-- GIVEN DATA start --

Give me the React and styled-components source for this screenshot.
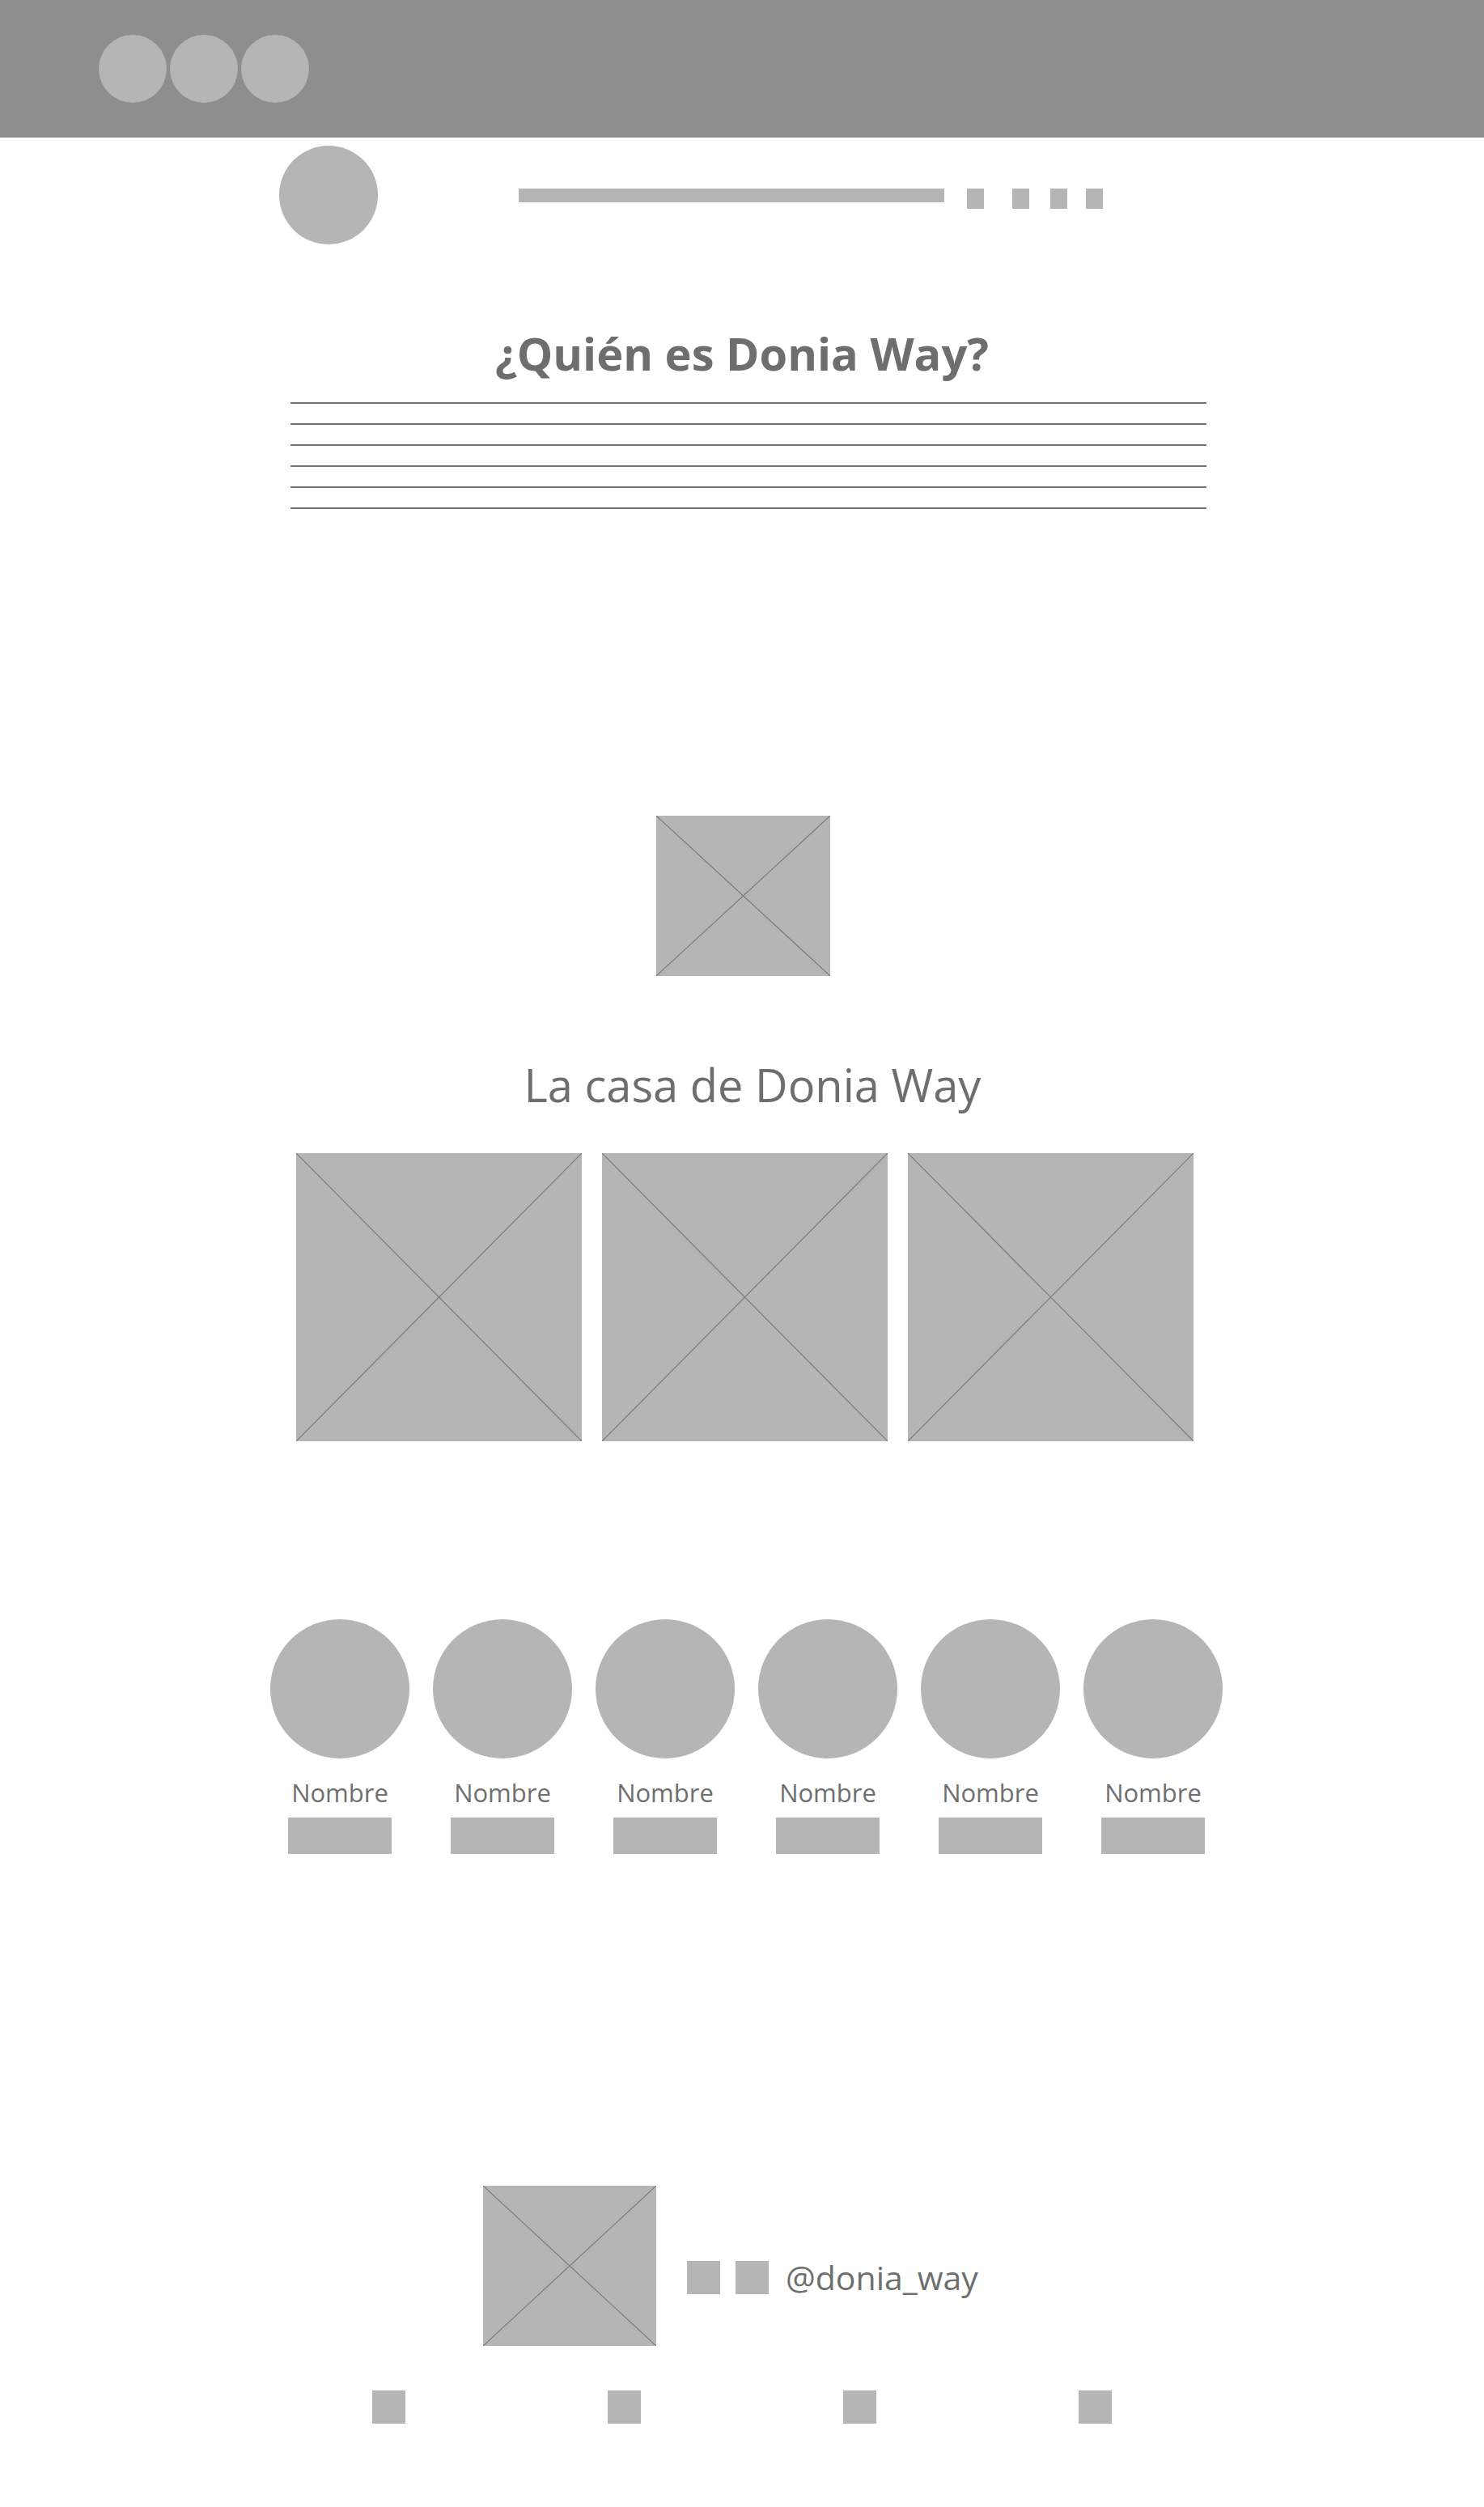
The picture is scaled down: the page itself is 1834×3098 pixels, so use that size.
import React from 'react';
import styled, { createGlobalStyle } from 'styled-components';

const GlobalStyle = createGlobalStyle`
  html, body {
    margin: 0;
    padding: 0;
    background: #fff;
  }
  body {
    font-family: "Open Sans", "Noto Sans", sans-serif;
    color: #6e6e6e;
  }
`;

const Page = styled.div`
  width: 1834px;
  min-height: 3098px;
  background: #fff;
`;

const TopBar = styled.div`
  height: 170px;
  background: #8e8e8e;
  display: flex;
  align-items: center;
  gap: 4px;
  padding-left: 122px;
`;

const WindowDot = styled.span`
  width: 84px;
  height: 84px;
  border-radius: 50%;
  background: #b5b5b5;
`;

const Header = styled.header`
  display: flex;
  align-items: flex-start;
  padding: 10px 0 0 345px;
`;

const Logo = styled.div`
  width: 122px;
  height: 122px;
  border-radius: 50%;
  background: #b5b5b5;
`;

const Nav = styled.nav`
  display: flex;
  align-items: flex-start;
  margin: 53px 0 0 174px;
`;

const NavBar = styled.span`
  width: 526px;
  height: 17px;
  background: #b5b5b5;
`;

const NavItem = styled.span`
  width: 21px;
  height: 25px;
  background: #b5b5b5;
  margin-left: ${p => p.$offset}px;
`;

const Title = styled.h1`
  margin: 106px 0 0;
  text-align: center;
  font-size: 56px;
  line-height: 56px;
  font-weight: 700;
  color: #6e6e6e;
`;

const Lines = styled.div`
  display: flex;
  flex-direction: column;
  gap: 24px;
  width: 1132px;
  margin: 33px 0 0 359px;
`;

const Rule = styled.span`
  height: 2px;
  background: #737373;
`;

const Placeholder = styled.div`
  width: ${p => p.$w}px;
  height: ${p => p.$h}px;
  flex: none;
  background: #b5b5b5;

  svg {
    display: block;
    width: 100%;
    height: 100%;
  }
`;

const HeroImage = styled.div`
  display: flex;
  padding-left: 811px;
  margin-top: 379px;
`;

const Subtitle = styled.h2`
  margin: 106px 0 0;
  text-align: center;
  font-size: 56px;
  line-height: 56px;
  font-weight: 400;
  color: #6e6e6e;
  padding-left: 26px;
`;

const Gallery = styled.div`
  display: flex;
  gap: 25px;
  margin: 57px 0 0 366px;
`;

const Team = styled.div`
  display: flex;
  gap: 29px;
  margin: 220px 0 0 334px;
`;

const Member = styled.div`
  display: flex;
  flex-direction: column;
  align-items: center;
  width: 172px;
`;

const Avatar = styled.div`
  width: 172px;
  height: 172px;
  border-radius: 50%;
  background: #b5b5b5;
`;

const MemberName = styled.span`
  margin-top: 27px;
  font-size: 31px;
  line-height: 31px;
  color: #6e6e6e;
`;

const MemberTag = styled.span`
  margin-top: 15px;
  width: 128px;
  height: 45px;
  background: #b5b5b5;
`;

const Footer = styled.footer`
  display: flex;
  align-items: flex-start;
  margin: 410px 0 0 597px;
`;

const Social = styled.div`
  display: flex;
  align-items: center;
  margin: 93px 0 0 38px;
`;

const SocialIcon = styled.span`
  width: 41px;
  height: 41px;
  background: #b5b5b5;
  margin-right: ${p => p.$space}px;
`;

const Handle = styled.span`
  font-size: 41px;
  line-height: 41px;
  color: #6e6e6e;
`;

const BottomLinks = styled.div`
  display: flex;
  gap: 250px;
  margin: 55px 0 0 460px;
`;

const BottomLink = styled.span`
  width: 41px;
  height: 41px;
  background: #b5b5b5;
`;

const Cross = () => (
  <svg viewBox="0 0 100 100" preserveAspectRatio="none">
    <line x1="0" y1="0" x2="100" y2="100" stroke="#7a7a7a" strokeWidth="1.2" vectorEffect="non-scaling-stroke" />
    <line x1="100" y1="0" x2="0" y2="100" stroke="#7a7a7a" strokeWidth="1.2" vectorEffect="non-scaling-stroke" />
  </svg>
);

const navOffsets = [28, 35, 26, 23];

export default function App() {
  return (
    <>
      <GlobalStyle />
      <Page>
        <TopBar>
          <WindowDot />
          <WindowDot />
          <WindowDot />
        </TopBar>

        <Header>
          <Logo />
          <Nav>
            <NavBar />
            {navOffsets.map((o, i) => (
              <NavItem key={i} $offset={o} />
            ))}
          </Nav>
        </Header>

        <Title>¿Quién es Donia Way?</Title>
        <Lines>
          {[0, 1, 2, 3, 4, 5].map(i => (
            <Rule key={i} />
          ))}
        </Lines>

        <HeroImage>
          <Placeholder $w={215} $h={198}>
            <Cross />
          </Placeholder>
        </HeroImage>

        <Subtitle>La casa de Donia Way</Subtitle>
        <Gallery>
          {[0, 1, 2].map(i => (
            <Placeholder key={i} $w={353} $h={356}>
              <Cross />
            </Placeholder>
          ))}
        </Gallery>

        <Team>
          {[0, 1, 2, 3, 4, 5].map(i => (
            <Member key={i}>
              <Avatar />
              <MemberName>Nombre</MemberName>
              <MemberTag />
            </Member>
          ))}
        </Team>

        <Footer>
          <Placeholder $w={214} $h={198}>
            <Cross />
          </Placeholder>
          <Social>
            <SocialIcon $space={19} />
            <SocialIcon $space={21} />
            <Handle>@donia_way</Handle>
          </Social>
        </Footer>

        <BottomLinks>
          {[0, 1, 2, 3].map(i => (
            <BottomLink key={i} />
          ))}
        </BottomLinks>
      </Page>
    </>
  );
}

-- GIVEN DATA end --

» PROMPT: From the material above, reproduce everything verbatim except the pictures.

» RESULT OF THE TASK:
Give me the React and styled-components source for this screenshot.
The picture is scaled down: the page itself is 1834×3098 pixels, so use that size.
import React from 'react';
import styled, { createGlobalStyle } from 'styled-components';

const GlobalStyle = createGlobalStyle`
  html, body {
    margin: 0;
    padding: 0;
    background: #fff;
  }
  body {
    font-family: "Open Sans", "Noto Sans", sans-serif;
    color: #6e6e6e;
  }
`;

const Page = styled.div`
  width: 1834px;
  min-height: 3098px;
  background: #fff;
`;

const TopBar = styled.div`
  height: 170px;
  background: #8e8e8e;
  display: flex;
  align-items: center;
  gap: 4px;
  padding-left: 122px;
`;

const WindowDot = styled.span`
  width: 84px;
  height: 84px;
  border-radius: 50%;
  background: #b5b5b5;
`;

const Header = styled.header`
  display: flex;
  align-items: flex-start;
  padding: 10px 0 0 345px;
`;

const Logo = styled.div`
  width: 122px;
  height: 122px;
  border-radius: 50%;
  background: #b5b5b5;
`;

const Nav = styled.nav`
  display: flex;
  align-items: flex-start;
  margin: 53px 0 0 174px;
`;

const NavBar = styled.span`
  width: 526px;
  height: 17px;
  background: #b5b5b5;
`;

const NavItem = styled.span`
  width: 21px;
  height: 25px;
  background: #b5b5b5;
  margin-left: ${p => p.$offset}px;
`;

const Title = styled.h1`
  margin: 106px 0 0;
  text-align: center;
  font-size: 56px;
  line-height: 56px;
  font-weight: 700;
  color: #6e6e6e;
`;

const Lines = styled.div`
  display: flex;
  flex-direction: column;
  gap: 24px;
  width: 1132px;
  margin: 33px 0 0 359px;
`;

const Rule = styled.span`
  height: 2px;
  background: #737373;
`;

const Placeholder = styled.div`
  width: ${p => p.$w}px;
  height: ${p => p.$h}px;
  flex: none;
  background: #b5b5b5;

  svg {
    display: block;
    width: 100%;
    height: 100%;
  }
`;

const HeroImage = styled.div`
  display: flex;
  padding-left: 811px;
  margin-top: 379px;
`;

const Subtitle = styled.h2`
  margin: 106px 0 0;
  text-align: center;
  font-size: 56px;
  line-height: 56px;
  font-weight: 400;
  color: #6e6e6e;
  padding-left: 26px;
`;

const Gallery = styled.div`
  display: flex;
  gap: 25px;
  margin: 57px 0 0 366px;
`;

const Team = styled.div`
  display: flex;
  gap: 29px;
  margin: 220px 0 0 334px;
`;

const Member = styled.div`
  display: flex;
  flex-direction: column;
  align-items: center;
  width: 172px;
`;

const Avatar = styled.div`
  width: 172px;
  height: 172px;
  border-radius: 50%;
  background: #b5b5b5;
`;

const MemberName = styled.span`
  margin-top: 27px;
  font-size: 31px;
  line-height: 31px;
  color: #6e6e6e;
`;

const MemberTag = styled.span`
  margin-top: 15px;
  width: 128px;
  height: 45px;
  background: #b5b5b5;
`;

const Footer = styled.footer`
  display: flex;
  align-items: flex-start;
  margin: 410px 0 0 597px;
`;

const Social = styled.div`
  display: flex;
  align-items: center;
  margin: 93px 0 0 38px;
`;

const SocialIcon = styled.span`
  width: 41px;
  height: 41px;
  background: #b5b5b5;
  margin-right: ${p => p.$space}px;
`;

const Handle = styled.span`
  font-size: 41px;
  line-height: 41px;
  color: #6e6e6e;
`;

const BottomLinks = styled.div`
  display: flex;
  gap: 250px;
  margin: 55px 0 0 460px;
`;

const BottomLink = styled.span`
  width: 41px;
  height: 41px;
  background: #b5b5b5;
`;

const Cross = () => (
  <svg viewBox="0 0 100 100" preserveAspectRatio="none">
    <line x1="0" y1="0" x2="100" y2="100" stroke="#7a7a7a" strokeWidth="1.2" vectorEffect="non-scaling-stroke" />
    <line x1="100" y1="0" x2="0" y2="100" stroke="#7a7a7a" strokeWidth="1.2" vectorEffect="non-scaling-stroke" />
  </svg>
);

const navOffsets = [28, 35, 26, 23];

export default function App() {
  return (
    <>
      <GlobalStyle />
      <Page>
        <TopBar>
          <WindowDot />
          <WindowDot />
          <WindowDot />
        </TopBar>

        <Header>
          <Logo />
          <Nav>
            <NavBar />
            {navOffsets.map((o, i) => (
              <NavItem key={i} $offset={o} />
            ))}
          </Nav>
        </Header>

        <Title>¿Quién es Donia Way?</Title>
        <Lines>
          {[0, 1, 2, 3, 4, 5].map(i => (
            <Rule key={i} />
          ))}
        </Lines>

        <HeroImage>
          <Placeholder $w={215} $h={198}>
            <Cross />
          </Placeholder>
        </HeroImage>

        <Subtitle>La casa de Donia Way</Subtitle>
        <Gallery>
          {[0, 1, 2].map(i => (
            <Placeholder key={i} $w={353} $h={356}>
              <Cross />
            </Placeholder>
          ))}
        </Gallery>

        <Team>
          {[0, 1, 2, 3, 4, 5].map(i => (
            <Member key={i}>
              <Avatar />
              <MemberName>Nombre</MemberName>
              <MemberTag />
            </Member>
          ))}
        </Team>

        <Footer>
          <Placeholder $w={214} $h={198}>
            <Cross />
          </Placeholder>
          <Social>
            <SocialIcon $space={19} />
            <SocialIcon $space={21} />
            <Handle>@donia_way</Handle>
          </Social>
        </Footer>

        <BottomLinks>
          {[0, 1, 2, 3].map(i => (
            <BottomLink key={i} />
          ))}
        </BottomLinks>
      </Page>
    </>
  );
}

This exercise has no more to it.